▸ WHAT IS REQUIRED
Return the material exactly as supplied, apart from the pictures, which are omitted.

----------------------------------------

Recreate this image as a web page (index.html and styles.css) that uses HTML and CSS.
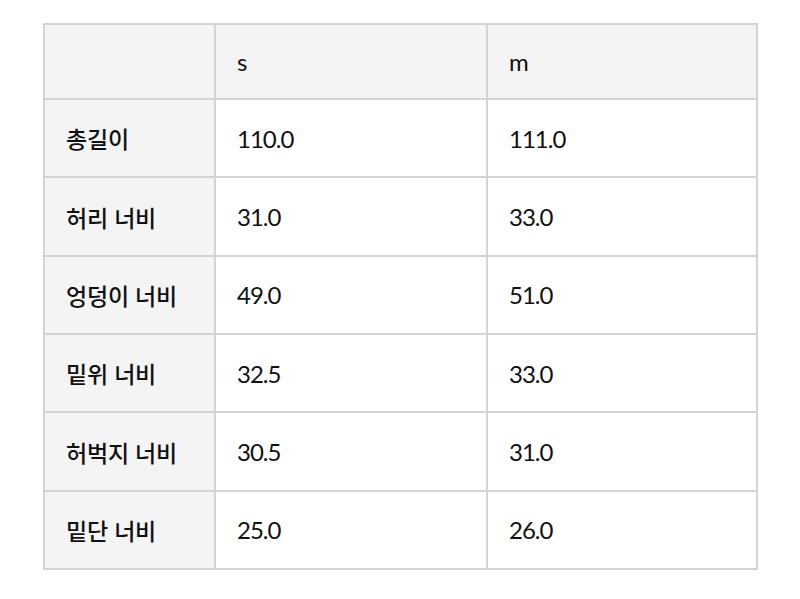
FILE: index.html
```html
<!DOCTYPE html>
<html lang="ko">
<head>
<meta charset="utf-8">
<link rel="stylesheet" href="styles.css">
</head>
<body>
<table class="size-table">
  <colgroup>
    <col class="c-label">
    <col class="c-val">
    <col class="c-val2">
  </colgroup>
  <thead>
    <tr class="head-row">
      <th class="label"></th>
      <th class="val">s</th>
      <th class="val">m</th>
    </tr>
  </thead>
  <tbody>
    <tr><th class="label">총길이</th><td class="val">110.0</td><td class="val">111.0</td></tr>
    <tr><th class="label">허리 너비</th><td class="val">31.0</td><td class="val">33.0</td></tr>
    <tr><th class="label">엉덩이 너비</th><td class="val">49.0</td><td class="val">51.0</td></tr>
    <tr><th class="label">밑위 너비</th><td class="val">32.5</td><td class="val">33.0</td></tr>
    <tr><th class="label">허벅지 너비</th><td class="val">30.5</td><td class="val">31.0</td></tr>
    <tr><th class="label">밑단 너비</th><td class="val">25.0</td><td class="val">26.0</td></tr>
  </tbody>
</table>
</body>
</html>
```
FILE: styles.css
```css
html, body {
  margin: 0;
  padding: 0;
  background: #ffffff;
}
body {
  padding: 23px 0 0 43px;
}
.size-table {
  border-collapse: collapse;
  table-layout: fixed;
  width: 713px;
  color: #111111;
}
.c-label { width: 171px; }
.c-val { width: 272px; }
.c-val2 { width: 270px; }
.size-table th,
.size-table td {
  border: 2px solid #d3d3d3;
  text-align: left;
  vertical-align: middle;
  padding: 0 0 0 21px;
  height: 78.35px;
  box-sizing: border-box;
}
.head-row th {
  height: 75px;
  background: #f4f4f4;
}
.label {
  background: #f4f4f4;
  font-family: "Noto Sans CJK KR", "Noto Sans", sans-serif;
  font-weight: 500;
  font-size: 23px;
  letter-spacing: -0.2px;
}
.val {
  font-family: "Lato", "Liberation Sans", sans-serif;
  font-weight: 400;
  font-size: 24px;
  letter-spacing: -1px;
  padding-top: 2px;
}
.head-row .val {
  padding-top: 0;
}
```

----------------------------------------

▸ ANSWER TO THE EXERCISE
Recreate this image as a web page (index.html and styles.css) that uses HTML and CSS.
FILE: index.html
```html
<!DOCTYPE html>
<html lang="ko">
<head>
<meta charset="utf-8">
<link rel="stylesheet" href="styles.css">
</head>
<body>
<table class="size-table">
  <colgroup>
    <col class="c-label">
    <col class="c-val">
    <col class="c-val2">
  </colgroup>
  <thead>
    <tr class="head-row">
      <th class="label"></th>
      <th class="val">s</th>
      <th class="val">m</th>
    </tr>
  </thead>
  <tbody>
    <tr><th class="label">총길이</th><td class="val">110.0</td><td class="val">111.0</td></tr>
    <tr><th class="label">허리 너비</th><td class="val">31.0</td><td class="val">33.0</td></tr>
    <tr><th class="label">엉덩이 너비</th><td class="val">49.0</td><td class="val">51.0</td></tr>
    <tr><th class="label">밑위 너비</th><td class="val">32.5</td><td class="val">33.0</td></tr>
    <tr><th class="label">허벅지 너비</th><td class="val">30.5</td><td class="val">31.0</td></tr>
    <tr><th class="label">밑단 너비</th><td class="val">25.0</td><td class="val">26.0</td></tr>
  </tbody>
</table>
</body>
</html>
```
FILE: styles.css
```css
html, body {
  margin: 0;
  padding: 0;
  background: #ffffff;
}
body {
  padding: 23px 0 0 43px;
}
.size-table {
  border-collapse: collapse;
  table-layout: fixed;
  width: 713px;
  color: #111111;
}
.c-label { width: 171px; }
.c-val { width: 272px; }
.c-val2 { width: 270px; }
.size-table th,
.size-table td {
  border: 2px solid #d3d3d3;
  text-align: left;
  vertical-align: middle;
  padding: 0 0 0 21px;
  height: 78.35px;
  box-sizing: border-box;
}
.head-row th {
  height: 75px;
  background: #f4f4f4;
}
.label {
  background: #f4f4f4;
  font-family: "Noto Sans CJK KR", "Noto Sans", sans-serif;
  font-weight: 500;
  font-size: 23px;
  letter-spacing: -0.2px;
}
.val {
  font-family: "Lato", "Liberation Sans", sans-serif;
  font-weight: 400;
  font-size: 24px;
  letter-spacing: -1px;
  padding-top: 2px;
}
.head-row .val {
  padding-top: 0;
}
```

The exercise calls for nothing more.